A gender neutral guide to NHL Hockey

By Deanna Vasso
Kyle Terada-USA TODAY Sports

Female hockey fans were outraged last Friday when the New York Rangers Blue Shirts United site posted a blog entitled, “girls guide to watching the Rangers”.  The Rangers took the blog down, but various sports journalists, and bloggers screen capped and copied the text into forums.

So why was I and other female hockey fans so offended by this post? For one, the lexicon used in the article was so old-fashioned and played on obviously outdated stereotypes about women. The other thing that  irked me about this article was the over arching condescending tone of it. The writer spoke as if she knew so much about hockey but what did she explain? All she said was to research the players and ask questions (only  during a penalty for the whistle break). If this article is intended for people who know nothing about hockey, wouldn’t it be better to explain key things to the game?

So here’s what I propose, not a guide to hockey for women, but a guide to hockey for either gender who just wants to know more about the game.  How about writing an article explaining hockey that is gender neutral? Which is exactly what I’m going to do in this blog. The best advice I have to anyone who wants to know more about this sport, is to just watch the game.  I learned more about this game simply by reading about the history of the game, and by religiously watching Flyers games.

What you need to know about hockey:

Off-sides:  If the skater goes past the blue line into the opposing zone before the puck than it’s an off-sides  It can also occur when shooting the puck into the attacking zone and it goes off a defender.

The Team: On the ice there is one goaltender, two defensemen, and three forwards (a center flanked by a left and right winger) At the end of game when a team is losing they can put out a 6th attacker by pulling the goalie.

Blueliners: Defensemen are often referred to as blueliner, as they protect the blueline in front of their net to block shots and keep the puck from reaching their goaltender.

PP: This is shorthand for power play. A team is given a man advantage  when the opposing team has been called for the penalty.

PK: Penalty kill is what a team needs to do when they have been called for a penalty and the other team is on the PP. This is an important test of the special teams and it’s ability to make sure the D and the goaltender can keep the puck out.

Hat trick: this is when a player scores 3 or more goals in one game.

Breakaway: a player goes 1-on-1 with the goalie for a chance to score

Forecheck: this is a play to force a turnover in the offensive zone, to give you possession of the puck and put pressure on the offensive team’s puck carrier.

Shots: there are lots of different ways to shoot a puck (wrist, backhand, one-timer, slap, tip in, snap, shovel) and you’ll start to recognize them once you start watching games.

Penalties: There are a lot of penalties that can happen in a game most are 2 minute minors (tripping, cross-checking, hooking, high sticking, etc) but some can be five minute majors (mostly fighting, but also spearing, charging and boarding).

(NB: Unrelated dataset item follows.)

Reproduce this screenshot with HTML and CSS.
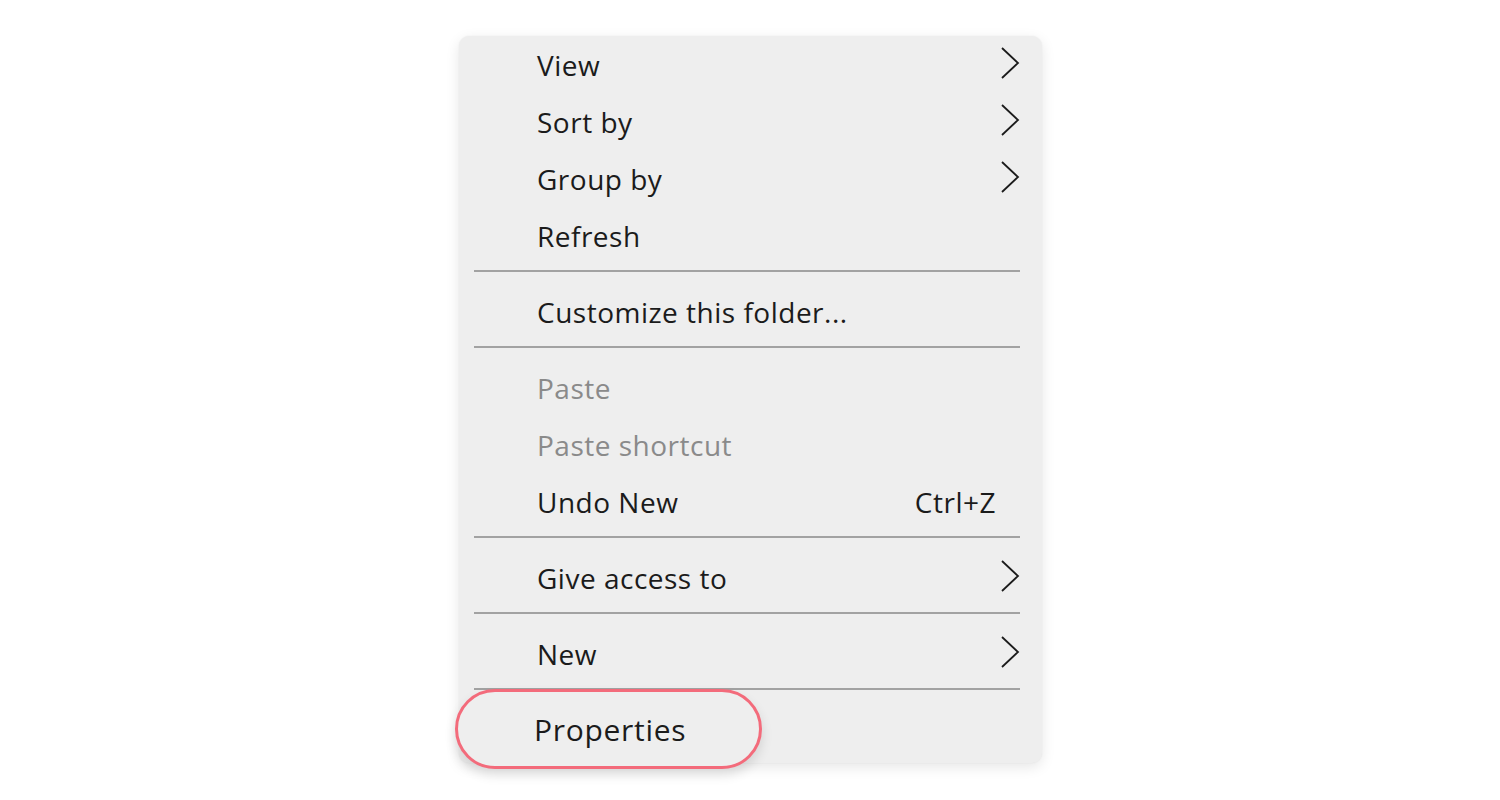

In most cases a penalty ends when the team on the PP scores, but for a major penalty the opposing player has to sit out for the entire 5 minutes. There are also misconducts which are 10 minutes off the ice, mostly these are called for unsportsmanlike like conduct. A player can also get ejected from a game with a game misconduct which can lead to having to sit out the next game. Game misconducts often follow misconducts and usually are called on a player who has taken took many penalties in a game.

This is just a basic understanding of the game, and I probably didn’t explain everything that you need to know, but I feel that actually explaining how the game works is a better guide to hockey. This one is not just for the girls, but for everyone.